По поводу поэзии... Тут видим противостояние мнений. На этот раз уже Леонид рассуждает с точки зрения современного ему поэтического авангарда, а марсианин Энно – с точки зрения классической поэзии:

- Чьи это стихи, - спросил я.
 - Мои, - ответил Энно, - я написал их для Мэнни.
 Я не мог вполне судить о внутренней красоте стихов на чуждом еще для меня языке; но несомненно, что их мысль была ясна, ритм очень стройный, рифма звучная и богатая. Это дало новое направление моим мыслям.
 - Значит, у вас, в поэзии еще процветают строгий ритм и рифма?
 - Конечно, - с оттенком удивления сказал Энно. - Разве это кажется вам некрасивым?
 - Нет, вовсе не то, - объяснил я, - но у нас распространено мнение, что эта форма была порождена вкусами господствующих классов нашего общества, как выражение их похотливости и пристрастия к условностям, сковывающим свободу художественной речи. Из этого делают вывод, что поэзия будущего, поэзия эпохи социализма должна отвергнуть и забыть эти стеснительные законы.
 - Это совершенно несправедливо, - горячо возразил Энно. - Правильно ритмическое кажется нам красивым вовсе не из пристрастия к условному, а потому, что оно глубоко гармонирует с ритмической правильностью процессов нашей жизни и сознания. А рифма, завершающая ряд многообразий в одинаковых конечных аккордах, разве она не находится в таком же глубоком родстве с той жизненной связью людей, которая их внутреннее многообразие увеличивает единством наслаждения в искусстве? Без ритма вообще нет художественной формы. Где нет ритма звуков, там должен быть, и притом тем строже, ритм идей... А если рифма действительно феодального происхождения, то ведь это можно сказать и о многих других хороших и красивых вещах.
 - Но ведь рифма в самом деле стесняет и затрудняет выражение поэтической идеи?

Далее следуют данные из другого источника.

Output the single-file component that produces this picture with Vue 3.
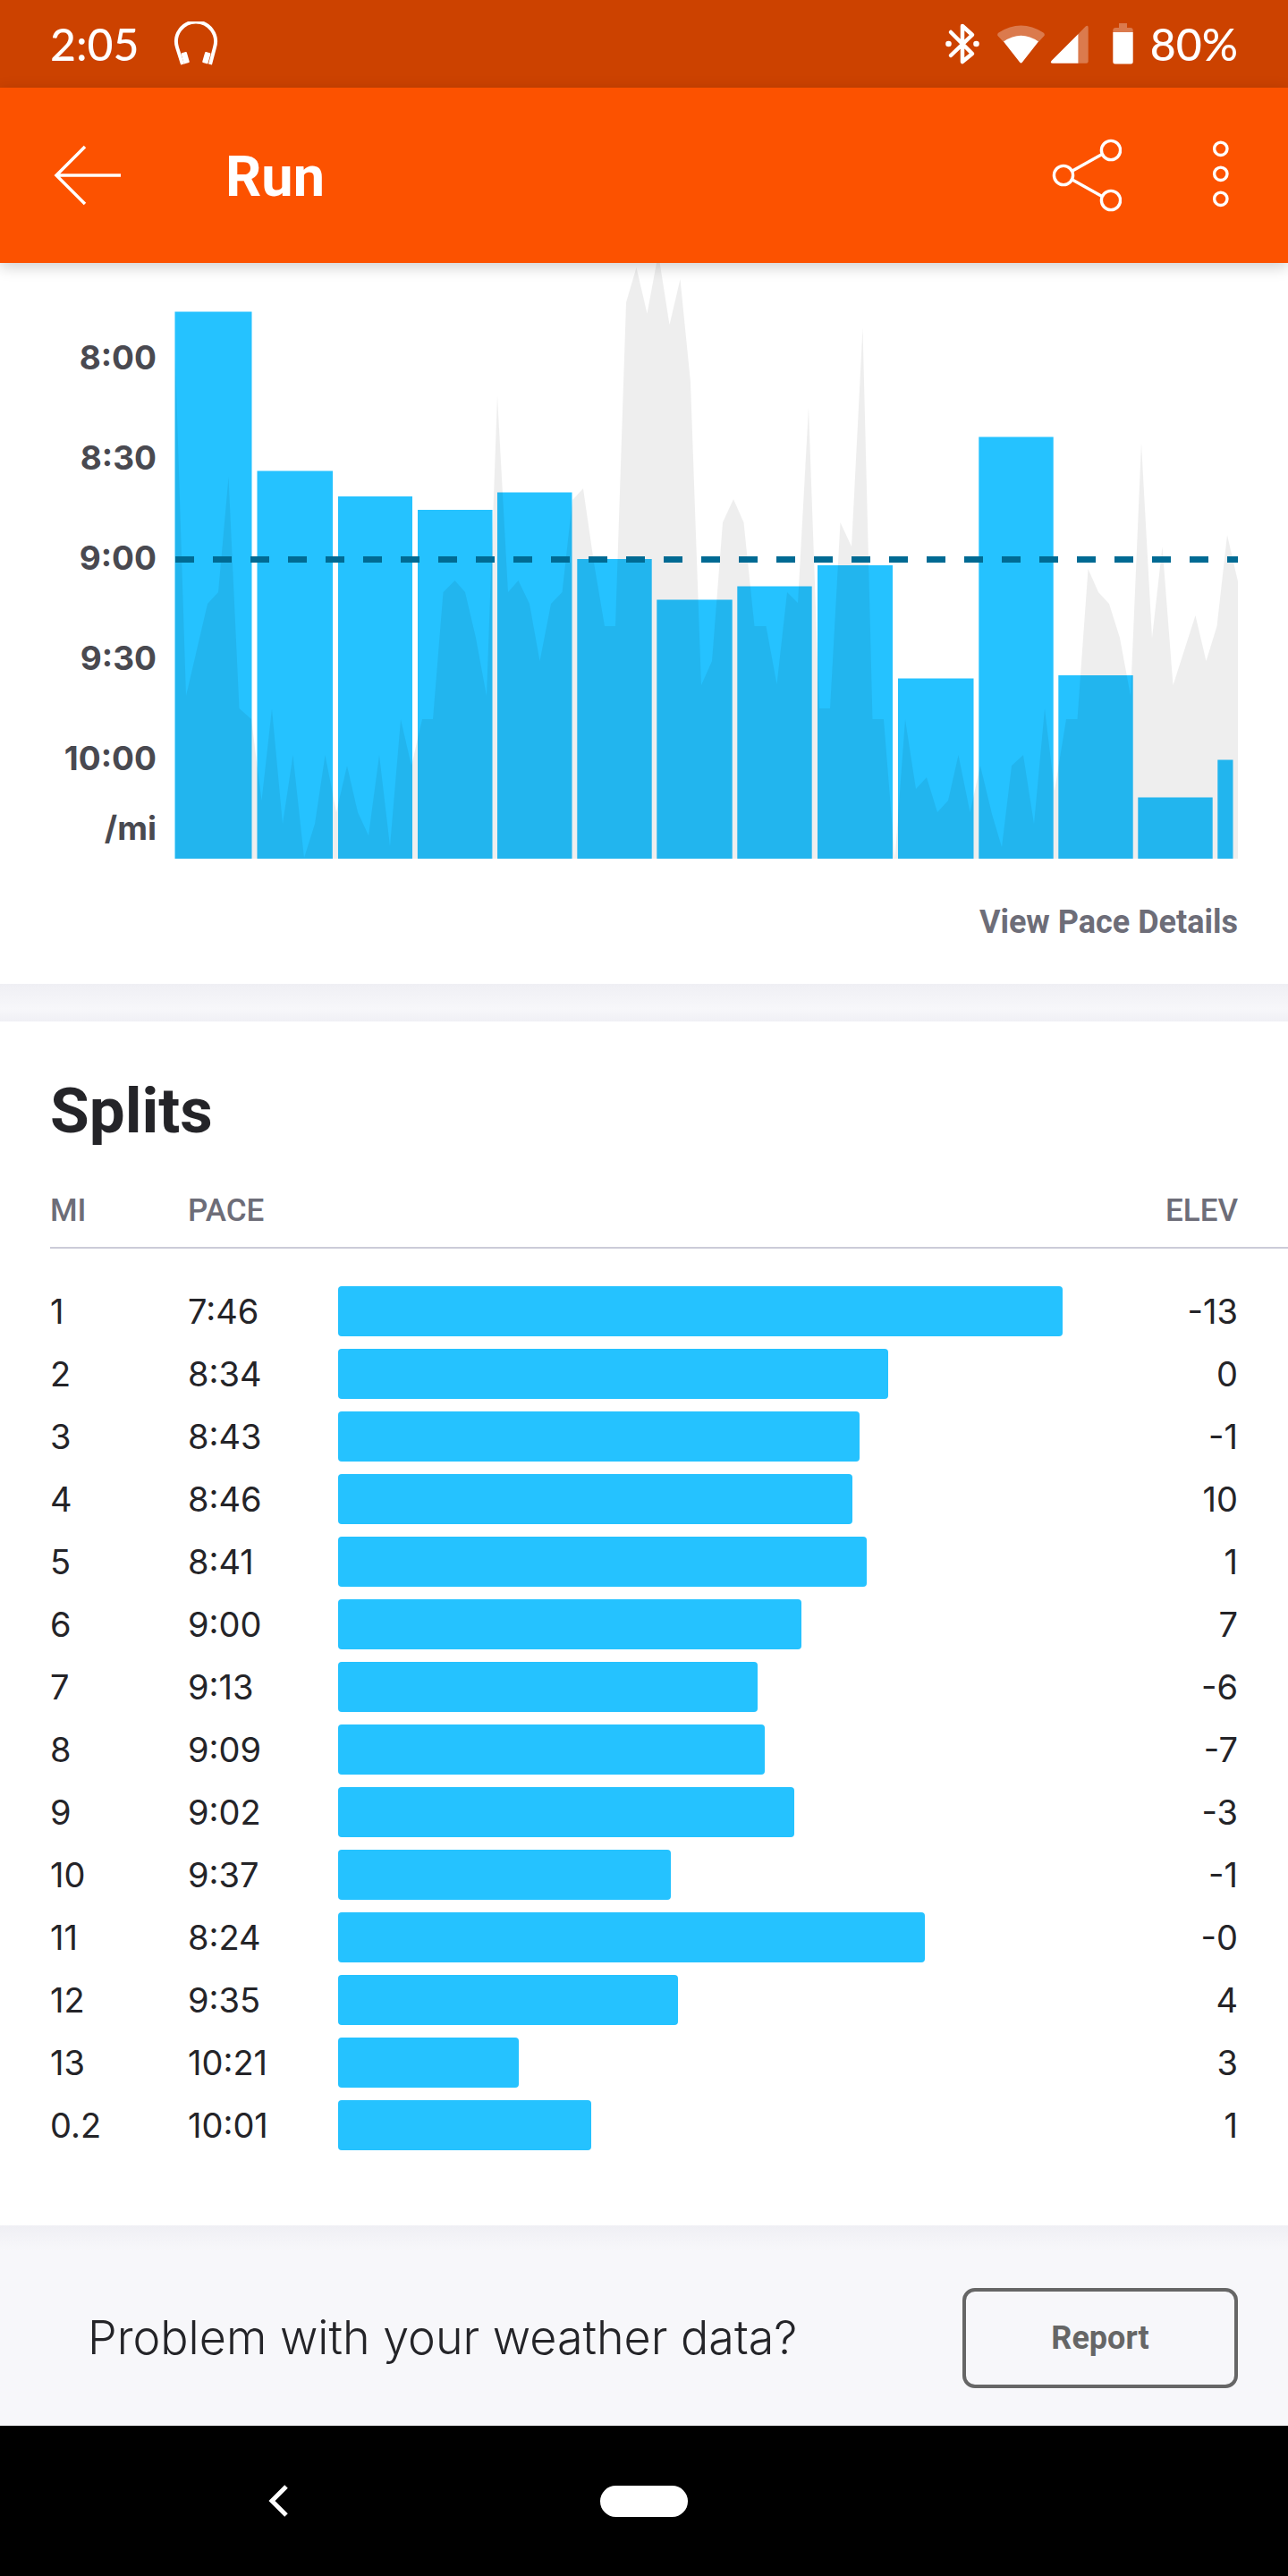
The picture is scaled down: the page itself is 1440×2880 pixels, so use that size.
<script setup>
const paceTicks = ['8:00', '8:30', '9:00', '9:30', '10:00']

// left edge, right edge and top of each mile in the pace chart
const bars = [
  [195.5, 281.5, 348.5], [287.5, 372, 526.5], [378, 461, 555], [467, 550.5, 570],
  [556, 639.5, 550.5], [645.3, 728.7, 625], [734.3, 818.7, 670.5], [824.3, 907.7, 655.5],
  [914, 998, 632], [1004, 1088.5, 758.5], [1094.3, 1177.7, 488.5], [1183.3, 1266.7, 755],
  [1272.3, 1355.7, 891.5], [1361.3, 1378.5, 849.5],
]

const elevation = [
  [196, 400], [208, 778], [232, 675], [244, 662], [255.5, 533], [267.5, 792], [281, 804],
  [292.5, 895], [304, 792], [316, 921], [327.5, 844], [340, 959], [352, 921], [363.5, 844],
  [376, 908], [388, 856], [400, 908], [412, 934], [424, 844], [436, 946], [448, 804],
  [460, 856], [472, 804], [484, 804], [495.5, 662], [508.5, 649], [520, 662], [532, 713],
  [544, 778], [556, 442], [568, 662], [579.5, 649], [592, 675], [603.5, 739], [616, 675],
  [628.5, 662], [640, 559], [652, 546], [664, 629], [676, 700], [688, 700], [700, 338],
  [711.5, 299], [723.5, 350.5], [736, 283], [748.5, 363], [760.5, 312], [772, 427],
  [784, 766], [796, 739], [808, 584], [820, 558], [831.5, 584], [843.5, 700], [856.5, 700],
  [868.5, 765], [880, 662], [892, 674], [904, 455], [916, 792], [928, 792], [939.5, 584],
  [952, 611], [964.5, 366], [975.5, 804], [988, 804], [1000.5, 960], [1012, 804],
  [1024, 882], [1036, 869], [1048, 908], [1060, 895], [1071.5, 844], [1084.5, 908],
  [1096, 856], [1109, 910], [1120, 947], [1131, 856], [1144, 844], [1156, 921],
  [1168, 792], [1179, 884], [1192, 804], [1204.5, 804], [1216.5, 636], [1228, 662],
  [1240, 675], [1252, 713], [1264, 778], [1276, 495], [1288, 713], [1299.5, 611],
  [1311.5, 766], [1324, 727], [1336.5, 688], [1348.5, 739], [1360.5, 700], [1372, 598],
  [1384, 650],
]
const area = `M196 960 L${elevation.map((p) => p.join(' ')).join(' L')} L1384 960 Z`

const longest = 810
const splits = [
  { mi: '1', pace: '7:46', bar: 810, elev: '-13' },
  { mi: '2', pace: '8:34', bar: 615, elev: '0' },
  { mi: '3', pace: '8:43', bar: 583, elev: '-1' },
  { mi: '4', pace: '8:46', bar: 575, elev: '10' },
  { mi: '5', pace: '8:41', bar: 591, elev: '1' },
  { mi: '6', pace: '9:00', bar: 518, elev: '7' },
  { mi: '7', pace: '9:13', bar: 469, elev: '-6' },
  { mi: '8', pace: '9:09', bar: 477, elev: '-7' },
  { mi: '9', pace: '9:02', bar: 510, elev: '-3' },
  { mi: '10', pace: '9:37', bar: 372, elev: '-1' },
  { mi: '11', pace: '8:24', bar: 656, elev: '-0' },
  { mi: '12', pace: '9:35', bar: 380, elev: '4' },
  { mi: '13', pace: '10:21', bar: 202, elev: '3' },
  { mi: '0.2', pace: '10:01', bar: 283, elev: '1' },
]
</script>

<template>
  <div class="screen">
    <div class="status">
      <span class="clock">2:05</span>
      <svg class="headphones" width="50" height="50" viewBox="194 24 50 50" aria-hidden="true">
        <path d="M204 72 L198 53 A22 22 0 1 1 240 53 L235 72" fill="none" stroke="#fff" stroke-width="4" />
        <rect x="204" y="58.500" width="6.500" height="12.500" rx="1" transform="rotate(-16 207 65)" fill="#fff" />
        <rect x="227.500" y="58.500" width="6.500" height="12.500" rx="1" transform="rotate(16 231 65)" fill="#fff" />
      </svg>
      <svg class="signals" width="212" height="50" viewBox="1056 24 212 50" aria-hidden="true">
        <path d="M1063 36 L1087 60 L1076 69 V29 L1087 39 L1063 62" fill="none" stroke="#fff" stroke-width="4.500" stroke-linecap="round" stroke-linejoin="round" />
        <circle cx="1060.500" cy="49" r="3.300" fill="#fff" />
        <circle cx="1091.500" cy="49" r="3.300" fill="#fff" />
        <path d="M1115.500 40 Q1114.500 38 1116.500 36.500 Q1141.500 20.500 1166.500 36.500 Q1168.500 38 1167.500 40 L1161 47 Q1141.500 33.500 1122 47 Z" fill="#db7a4d" />
        <path d="M1122 46.500 Q1141.500 33 1161 46.500 L1143 69.500 Q1141.500 71.500 1140 69.500 Z" fill="#fff" />
        <path d="M1205.500 38 L1213.500 29.700 Q1216.700 27.500 1216.700 31 V68.500 Q1216.700 70.700 1214.500 70.700 H1205.500 Z" fill="#db7a4d" />
        <path d="M1205.500 38 V70.700 H1177 Q1173.500 70.700 1175.500 68 Z" fill="#fff" />
        <path d="M1244.300 36 V34 Q1244.300 31 1247.300 31 H1251 V26 H1260 V31 H1263.700 Q1266.700 31 1266.700 34 V36 Z" fill="#db7a4d" />
        <path d="M1244.300 36 H1266.700 V69 Q1266.700 71.500 1264.200 71.500 H1246.800 Q1244.300 71.500 1244.300 69 Z" fill="#fff" />
      </svg>
      <span class="charge">80%</span>
    </div>

    <header class="appbar">
      <button class="icon" aria-label="Back">
        <svg width="76" height="70" viewBox="60 161 76 70">
          <path d="M135 196 H64 M95 164 L63 196 L95 228" fill="none" stroke="#fff" stroke-width="3.500" />
        </svg>
      </button>
      <h1>Run</h1>
      <button class="icon share" aria-label="Share">
        <svg width="78" height="84" viewBox="1176 154 78 84" fill="none" stroke="#fff" stroke-width="3.400">
          <circle cx="1189" cy="196" r="10.600" />
          <circle cx="1242" cy="168" r="10.600" />
          <circle cx="1242" cy="224" r="10.600" />
          <path d="M1199 191 L1232 172.500 M1199 201 L1232 219.500" />
        </svg>
      </button>
      <button class="icon" aria-label="More options">
        <svg width="20" height="84" viewBox="1355 154 20 84" fill="none" stroke="#fff" stroke-width="3.400">
          <circle cx="1364.800" cy="166.300" r="7.200" />
          <circle cx="1364.800" cy="194.300" r="7.200" />
          <circle cx="1364.800" cy="222.300" r="7.200" />
        </svg>
      </button>
    </header>

    <section class="pace">
      <div class="chart">
        <div class="axis">
          <span v-for="t in paceTicks" :key="t" class="tick">{{ t }}</span>
          <span class="unit">/mi</span>
        </div>
        <svg class="plot" viewBox="195 294 1189 666" preserveAspectRatio="none" role="img" aria-label="Pace per mile">
          <rect v-for="b in bars" :key="b[0]" :x="b[0]" :y="b[2]" :width="b[1] - b[0]" :height="960 - b[2]" fill="#25c2ff" />
          <path :d="area" fill="#000" fill-opacity="0.065" />
          <path d="M196 625.500 H1384" stroke="#006a93" stroke-width="7" stroke-dasharray="21 21" />
        </svg>
      </div>
      <div class="details"><a href="#">View Pace Details</a></div>
    </section>

    <div class="divider"></div>

    <section class="splits">
      <h2>Splits</h2>
      <table>
        <thead>
          <tr>
            <th class="mi" scope="col">MI</th>
            <th class="time" scope="col">PACE</th>
            <th></th>
            <th class="elev" scope="col">ELEV</th>
          </tr>
        </thead>
        <tbody>
          <tr v-for="s in splits" :key="s.mi">
            <td>{{ s.mi }}</td>
            <td>{{ s.pace }}</td>
            <td><div class="bar" :style="{ width: (s.bar / longest) * 100 + '%' }"></div></td>
            <td class="elev">{{ s.elev }}</td>
          </tr>
        </tbody>
      </table>
    </section>

    <section class="weather">
      <p>Problem with your weather data?</p>
      <button class="report">Report</button>
    </section>

    <nav class="system">
      <button class="icon back" aria-label="System back">
        <svg width="24" height="40" viewBox="0 0 24 40">
          <path d="M20 4 L4 20 L20 36" fill="none" stroke="#fff" stroke-width="5" />
        </svg>
      </button>
      <button class="home" aria-label="Home"></button>
    </nav>
  </div>
</template>

<style>
body {
  margin: 0;
  background: #fff;
}
</style>

<style scoped>
.screen {
  font-family: Inter, Roboto, sans-serif;
  color: #242428;
  background: #fff;
}
h1, h2, p {
  margin: 0;
}
button {
  padding: 0;
  border: 0;
  background: none;
  font-family: inherit;
}
svg {
  display: block;
}
.icon {
  display: block;
}
.status {
  display: flex;
  align-items: center;
  height: 98px;
  padding: 0 56px;
  background: #cc4200;
  color: #fff;
  font: 500 50px/100px Lato, Roboto, sans-serif;
}
.headphones {
  margin-left: 38px;
}
.signals {
  margin-left: auto;
}
.charge {
  margin-left: 18px;
}
.appbar {
  position: relative;
  z-index: 1;
  display: flex;
  align-items: center;
  height: 196px;
  padding: 0 65px 0 60px;
  background: #fc5200;
  box-shadow: 0 4px 16px rgba(0, 0, 0, 0.2);
}
h1 {
  margin-left: 116px;
  padding-top: 4px;
  color: #fff;
  font: 700 63px/72px Roboto, sans-serif;
}
.share {
  margin-left: auto;
  margin-right: 101px;
}
.chart {
  display: flex;
  padding-right: 56px;
}
.axis {
  display: flex;
  flex-direction: column;
  box-sizing: border-box;
  width: 175px;
  padding-top: 50px;
  margin-right: 20px;
  text-align: right;
  color: #494950;
  font-size: 37px;
  font-weight: 700;
}
.tick {
  line-height: 112px;
}
.unit {
  line-height: 44px;
}
.plot {
  flex: 1;
  min-width: 0;
  height: 666px;
}
.details {
  height: 140px;
  padding: 0 56px;
  text-align: right;
  font: 700 36px/142px Roboto, sans-serif;
}
.details a {
  color: #6d6d78;
  text-decoration: none;
}
.divider {
  height: 42px;
  background: linear-gradient(#efeff4, #f7f7fa 28px, #f0f0f5);
}
.splits {
  padding: 60px 0 77px 56px;
}
h2 {
  font: 700 71px/80px Roboto, sans-serif;
}
table {
  width: 100%;
  margin-top: 37px;
  border-collapse: collapse;
  table-layout: fixed;
}
th {
  height: 70px;
  padding: 0 0 5px;
  border-bottom: 2px solid #cbcbd8;
  color: #6d6d78;
  text-align: left;
  font: 500 35px/70px Roboto, sans-serif;
}
tbody::before {
  content: "";
  display: block;
  height: 35px;
}
td {
  height: 70px;
  padding: 0;
  font-size: 38px;
  font-weight: 400;
  line-height: 56px;
}
.mi {
  width: 154px;
}
.time {
  width: 168px;
}
.elev {
  width: 196px;
  padding-right: 56px;
  text-align: right;
}
.bar {
  height: 56px;
  border-radius: 4px;
  background: #25c2ff;
}
.weather {
  display: flex;
  align-items: center;
  justify-content: space-between;
  padding: 70px 56px 42px 98px;
  background: linear-gradient(#efeff4, #f7f7fa 28px);
}
.weather p {
  font-size: 52px;
  font-weight: 300;
  line-height: 64px;
}
.report {
  width: 308px;
  height: 112px;
  border: 4px solid #666;
  border-radius: 14px;
  color: #666;
  font: 700 36px/48px Roboto, sans-serif;
}
.system {
  display: grid;
  grid-template-columns: 1fr 98px 1fr;
  align-items: center;
  justify-items: center;
  height: 168px;
  background: #000;
}
.back {
  margin-right: 48px;
}
.home {
  width: 98px;
  height: 35px;
  border-radius: 18px;
  background: #fff;
}
</style>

 - Так что же из этого? Ведь это стеснение вытекает из цели, которую свободно ставит себе художник. Оно не только затрудняет, но и совершенствует выражение поэтической идеи, и только ради этого оно и существует. Чем сложнее цель, тем труднее путь к ней и, следовательно, тем больше стеснений на этом пути. Если вы хотите построить красивое здание, сколько правил техники и гармонии будут определять и, значит, "стеснять" вашу работу! Вы свободны в выборе целей - это и есть единственная человеческая свобода. Но раз вы желаете цели, тем самым вы желаете и средств, которыми она достигается.